Enclosed escalators on the ground floor are lit by neon orange lights and surrounded by mirrors, daring visitors to get on and see where the moving mirage spits you out. It’s one of the hotel’s many Instagram-friendly flourishes (another is artist Ivan Navarro’s neon-blue installation on the second floor: a box-shaped neon tube with a mirror that creates an infinity effect).
The escalators lead to an non-traditional reception area for hotel guests: a dozen or so iPad stations where they check in electronically, with help from one of the hotel’s uniformed “Public Advisers.” Schrager has compared the concept to Apple’s Genius Bar.
Several large, plush white couches and mid-century style chairs beckon visitors to the open bar-and-lounge area on the second floor. There are sleek wooden tables, too, where people with laptops worked quietly throughout the day on Thursday (many of them were still typing away on their MacBooks at 6 p.m.).
Public Hotel guests can book large, Scandi-style conference rooms for meetings or private parties. One of the may appealing aspects of the hotel is that everyone is a guest—not just those who pay to spend the night. “There is no pretense with Public,” Schrager said in a statement.
The design is “not shabby chic, retro, industrial, reclaimed or the ubiquitous Brooklyn look... it’s simplicity as the ultimate sophistication.”
This is true for the most part, though I did notice filament lightbulbs—certainly part of the “ubiquitous Brooklyn look”—in bathrooms and hallways.
There are more plush white surfaces on the roof outside, which opens at 4 p.m. and, on Thursday afternoon, played host to a mixed crowd of designer bag-toting women and European families.
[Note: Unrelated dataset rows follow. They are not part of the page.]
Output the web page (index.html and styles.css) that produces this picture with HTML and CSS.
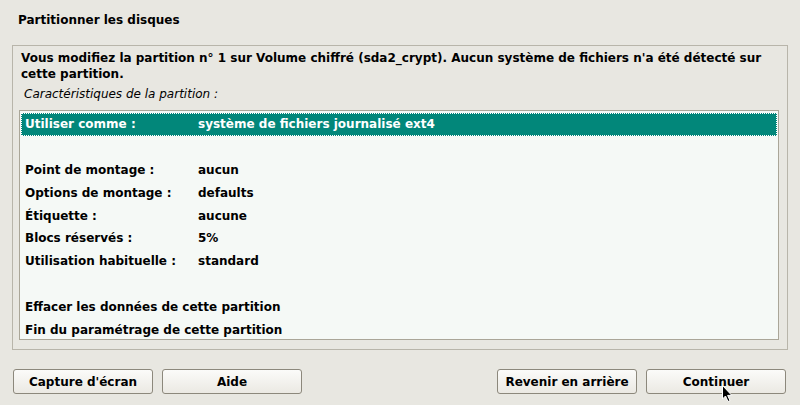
FILE: index.html
```html
<!DOCTYPE html>
<html lang="fr">
<head>
<meta charset="utf-8">
<title>Partitionner les disques</title>
<link rel="stylesheet" href="styles.css">
</head>
<body>
<div class="window">
  <h1 class="title">Partitionner les disques</h1>
  <div class="frame">
    <p class="intro">Vous modifiez la partition n° 1 sur Volume chiffré (sda2_crypt). Aucun système de fichiers n'a été détecté sur cette partition.</p>
    <p class="caption">Caractéristiques de la partition :</p>
    <div class="list">
      <div class="row selected"><span class="key">Utiliser comme :</span><span class="val">système de fichiers journalisé ext4</span></div>
      <div class="row"></div>
      <div class="row"><span class="key">Point de montage :</span><span class="val">aucun</span></div>
      <div class="row"><span class="key">Options de montage :</span><span class="val">defaults</span></div>
      <div class="row"><span class="key">Étiquette :</span><span class="val">aucune</span></div>
      <div class="row"><span class="key">Blocs réservés :</span><span class="val">5%</span></div>
      <div class="row"><span class="key">Utilisation habituelle :</span><span class="val">standard</span></div>
      <div class="row"></div>
      <div class="row"><span class="key">Effacer les données de cette partition</span></div>
      <div class="row"><span class="key">Fin du paramétrage de cette partition</span></div>
    </div>
  </div>
  <div class="buttons">
    <div class="group">
      <button class="btn">Capture d'écran</button>
      <button class="btn">Aide</button>
    </div>
    <div class="group">
      <button class="btn">Revenir en arrière</button>
      <button class="btn">Continuer</button>
    </div>
  </div>
  <svg class="cursor" width="12" height="19" viewBox="0 0 12 19"><path d="M0.5 0.5 L0.5 14 L3.5 11 L6 16.5 L8 15.6 L5.6 10.4 L9.8 10.4 Z" fill="#000" stroke="#fff" stroke-width="1"/></svg>
</div>
</body>
</html>
```
FILE: styles.css
```css
* { box-sizing: border-box; }
html, body { margin: 0; padding: 0; }
body {
  background: #e8e7e1;
  font-family: "DejaVu Sans", "Noto Sans", sans-serif;
  font-size: 12px;
  color: #000;
  width: 800px;
  height: 405px;
  overflow: hidden;
}
.window {
  position: relative;
  width: 800px;
  height: 405px;
  padding: 12px 12px 0 12px;
}
.title {
  margin: 0 0 0 6px;
  font-size: 12px;
  font-weight: bold;
  line-height: 16px;
  height: 33px;
}
.frame {
  border: 1px solid #b8b5aa;
  height: 305px;
  padding: 4px 8px 0 6px;
}
.intro {
  margin: 0;
  font-weight: bold;
  line-height: 16px;
  padding-left: 2px;
}
.caption {
  margin: 4px 0 0 5px;
  font-style: italic;
  line-height: 16px;
  height: 24px;
}
.list {
  background: #f5f9f6;
  border: 1px solid #aaa698;
  height: 230px;
  padding: 2px 1px 1px 1px;
}
.row {
  display: flex;
  height: 22.8px;
  align-items: center;
  font-weight: bold;
  padding-left: 4px;
}
.row.selected {
  background: #02877a;
  color: #fff;
  outline: 1px dotted #ffffff;
  outline-offset: -1px;
}
.key { width: 173px; flex: none; white-space: nowrap; }
.val { white-space: nowrap; }
.buttons {
  display: flex;
  justify-content: space-between;
  margin-top: 19px;
  padding: 0 2px 0 1px;
}
.group { display: flex; gap: 9px; }
.btn {
  width: 140px;
  height: 25px;
  border: 1px solid #8c887c;
  border-radius: 3px;
  background: linear-gradient(#fbfbf9, #ebe9e3);
  font-family: "DejaVu Sans", "Noto Sans", sans-serif;
  font-size: 12px;
  font-weight: bold;
  color: #000;
  padding: 0;
}
.cursor {
  position: absolute;
  left: 722px;
  top: 385px;
}
```
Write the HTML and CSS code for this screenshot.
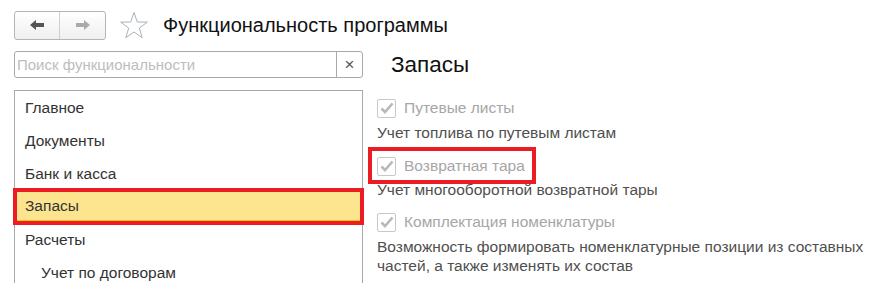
FILE: index.html
```html
<!DOCTYPE html>
<html lang="ru">

<head>
    <meta charset="UTF-8">
    <title>Функциональность программы</title>
    <link rel="stylesheet" href="styles.css">
</head>

<body>
    <div class="header">
        <div class="nav-buttons">
            <button class="nav-btn back">
                <svg width="16" height="12" viewBox="0 0 16 12"><path d="M1 6 L7 1 L7 4 L15 4 L15 8 L7 8 L7 11 Z" fill="#555"/></svg>
            </button>
            <button class="nav-btn forward">
                <svg width="16" height="12" viewBox="0 0 16 12"><path d="M15 6 L9 1 L9 4 L1 4 L1 8 L9 8 L9 11 Z" fill="#aaa"/></svg>
            </button>
        </div>
        <svg class="star" width="30" height="28" viewBox="0 0 30 28">
            <path d="M15 1.5 L18.3 11 L28.3 11.1 L20.3 17.1 L23.2 26.7 L15 21 L6.8 26.7 L9.7 17.1 L1.7 11.1 L11.7 11 Z" fill="none" stroke="#a9b1ba" stroke-width="1"/>
        </svg>
        <h1>Функциональность программы</h1>
    </div>

    <div class="content">
        <div class="sidebar">
            <div class="search">
                <input type="text" placeholder="Поиск функциональности">
                <button class="clear">×</button>
            </div>
            <ul class="sections">
                <li>Главное</li>
                <li>Документы</li>
                <li>Банк и касса</li>
                <li class="selected">Запасы</li>
                <li>Расчеты</li>
                <li class="sub">Учет по договорам</li>
            </ul>
        </div>

        <div class="options">
            <h2>Запасы</h2>
            <div class="option">
                <label class="check"><span class="box"><svg width="14" height="12" viewBox="0 0 14 12"><path d="M1.5 6.5 L5 10 L12.5 1.5" fill="none" stroke="#b8b8b8" stroke-width="2.6"/></svg></span>Путевые листы</label>
                <p>Учет топлива по путевым листам</p>
            </div>
            <div class="option">
                <label class="check marked"><span class="box"><svg width="14" height="12" viewBox="0 0 14 12"><path d="M1.5 6.5 L5 10 L12.5 1.5" fill="none" stroke="#b8b8b8" stroke-width="2.6"/></svg></span>Возвратная тара</label>
                <p>Учет многооборотной возвратной тары</p>
            </div>
            <div class="option">
                <label class="check"><span class="box"><svg width="14" height="12" viewBox="0 0 14 12"><path d="M1.5 6.5 L5 10 L12.5 1.5" fill="none" stroke="#b8b8b8" stroke-width="2.6"/></svg></span>Комплектация номенклатуры</label>
                <p>Возможность формировать номенклатурные позиции из составных<br>частей, а также изменять их состав</p>
            </div>
        </div>
    </div>
</body>

</html>
```

FILE: styles.css
```css
/* Сброс */
* {
    margin: 0;
    padding: 0;
    box-sizing: border-box;
    font-family: "Liberation Sans", Arial, sans-serif;
}

body {
    background-color: #fff;
    color: #333;
    overflow: hidden;
}

.header {
    display: flex;
    align-items: center;
    padding: 10px 14px 0 14px;
    height: 40px;
}

.nav-buttons {
    display: flex;
    border: 1px solid #b5b5b5;
    border-radius: 3px;
    background: linear-gradient(#ffffff, #efefef);
    height: 29px;
}

.nav-btn {
    width: 45px;
    height: 27px;
    background: none;
    border: none;
    display: flex;
    align-items: center;
    justify-content: center;
}

.nav-btn.back {
    border-right: 1px solid #cfcfcf;
}

.star {
    margin-left: 13px;
    margin-right: 14px;
}

h1 {
    font-size: 20px;
    font-weight: normal;
    color: #111;
}

.content {
    display: flex;
    padding: 11px 0 0 14px;
}

.sidebar {
    width: 349px;
}

.search {
    display: flex;
    border: 1px solid #a9a9a9;
    border-radius: 3px;
    height: 27px;
}

.search input {
    flex: 1;
    border: none;
    outline: none;
    padding: 0 2px;
    font-size: 15px;
    color: #333;
    background: none;
}

.search input::placeholder {
    color: #bdbdbd;
}

.search .clear {
    width: 26px;
    border: none;
    border-left: 1px solid #a9a9a9;
    background: none;
    font-size: 17px;
    color: #555;
}

.sections {
    list-style: none;
    margin-top: 12px;
    border: 1px solid #a9a9a9;
    border-bottom: none;
    height: 300px;
}

.sections li {
    height: 33px;
    line-height: 33px;
    padding-left: 10px;
    font-size: 15.5px;
    color: #333;
}

.sections li.sub {
    padding-left: 26px;
}

.sections li.selected {
    background-color: #fde58f;
    border-bottom: 3px solid #f5c400;
    line-height: 31px;
    outline: 4px solid #ec1c24;
    outline-offset: -2px;
}

.options {
    padding-left: 14px;
}

.options h2 {
    font-size: 22.5px;
    font-weight: normal;
    color: #111;
    padding-left: 14px;
    margin-top: 1px;
    height: 41px;
}

.check {
    display: inline-flex;
    align-items: center;
    height: 30px;
    font-size: 15.5px;
    color: #a6a6a6;
}

.check .box {
    width: 19px;
    height: 19px;
    border: 1px solid #c8c8c8;
    border-radius: 2px;
    margin-right: 8px;
    display: flex;
    align-items: center;
    justify-content: center;
}

.check.marked {
    outline: 4px solid #ec1c24;
    outline-offset: 0;
    height: 29px;
    margin: 1px 0 0 -5px;
    padding: 1px 7px 0 5px;
}

.option p {
    font-size: 15.5px;
    color: #4f4f4f;
    line-height: 19px;
    margin-bottom: 8px;
}
```
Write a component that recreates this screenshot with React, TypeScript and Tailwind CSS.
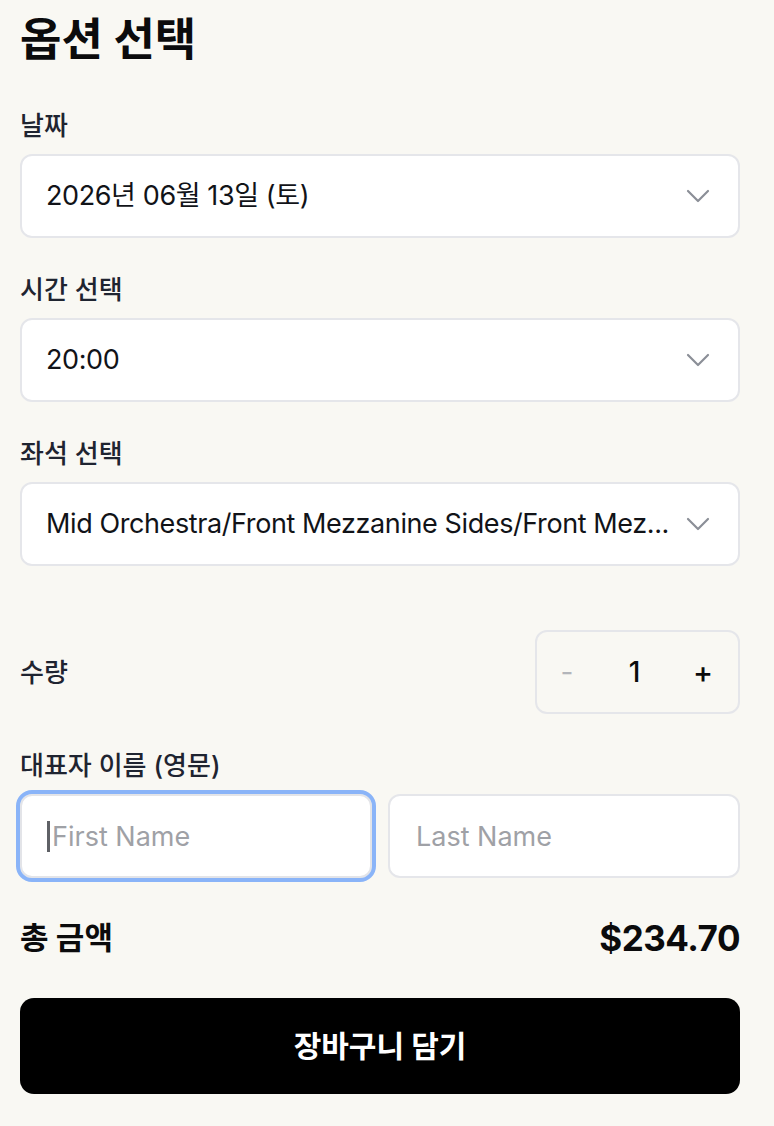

It was excruciatingly hot under the afternoon sun, which made for good business at the bar. Their specialty “frosé” cocktail—frozen rosé wine topped with a vodka-and-champagne floater—seemed particularly popular. “I loooooooove frosé,” said one woman sitting to my left with several girlfriends.
During an official tour of the hotel with one of its PR agents on Friday morning, questions about whether or not guests were having sex for all of lower Manhattan to see were skillfully dodged.
“I don’t know!” my tour guide chirped while showing me one of the hotel’s “Loft” rooms, the second-largest room available, which turned out to be fairly small: queen-sized bed, closet, round marble table. Big enough for a five-person orgy, I’d venture, though flesh would certainly be pressed against the windows.
Later in the “Public Arts” space, when my guide offered that “things get crazy here late night,” I asked her to elaborate. Naked people humping on the velvet-tufted couches? As “crazy” as the tawdry scenes described by tenants in the building next door?
“I’m not sure about that,” she said evasively.
Asked if the hotel planned to do anything about sex and noise complaints, reps said that Schrager could not be reached for comment.
One twentysomething young man who grew up in the tenement building next door and also works at the hotel told me he’d heard about the nudity from other residents in his building, but hadn’t seen it himself since his apartment doesn’t face the hotel.
“People aren’t happy about it, but what are you going to do?” he told me, requesting anonymity. “They’re also unhappy because the hotel was built on a big grassy lot, which was like our backyard.”